A lot of work goes into finding a good development site.
Our Melbourne property development consultants can help you with a detailed feasibility study, but before you progress to that stage, you’ll want a quick method to rule properties in or out.
So, which sites are viable for further consideration? And is the house you're living in a property development goldmine?
Here are the resources you can use to find out.
The first and most important question to ask is ‘What is Possible on the Block?’
You can largely answer this question with information freely available online.
Let’s assume that you’re searching in the right areas, where near-term capital growth is most likely, and you’ve found a property that might suit.
The online advert features an aerial view of the block, the property looks tired, the copy includes references to development (like STCA or Subject to Council Approval), and the price is in your range.
So, what do you do then?
Head to the Victorian Government's Property and Parcel Search website and enter the residential address or parcel details. From here, you can download a Planning Report PDF, which contains a lot of the information you need to determine site potential.
Another useful resource is the VicPlan website.
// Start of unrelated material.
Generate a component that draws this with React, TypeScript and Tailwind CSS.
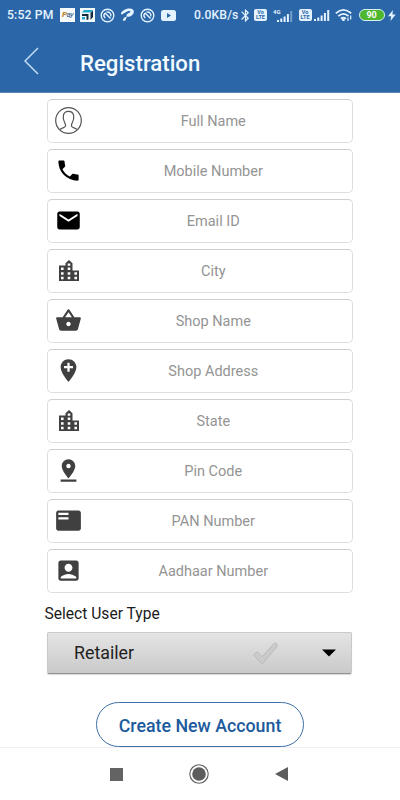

Using this website, you can view information on different blocks in map form, letting you quickly swap between nearby development sites of interest. If you’re wondering how two near-identical properties just 3 blocks apart could sell for dramatically different prices, this mapping tool can often provide the answers.
Your free property report can tell you a lot about zoning and how it pertains to a site's development potential.
Every council is different in how they apply each Planning Zone, but generally speaking:
As well as your Property Report, The VicPlan website also highlights each residential zone with clickable links. Follow the links to learn more about each residential zone and how it is applied by the local council.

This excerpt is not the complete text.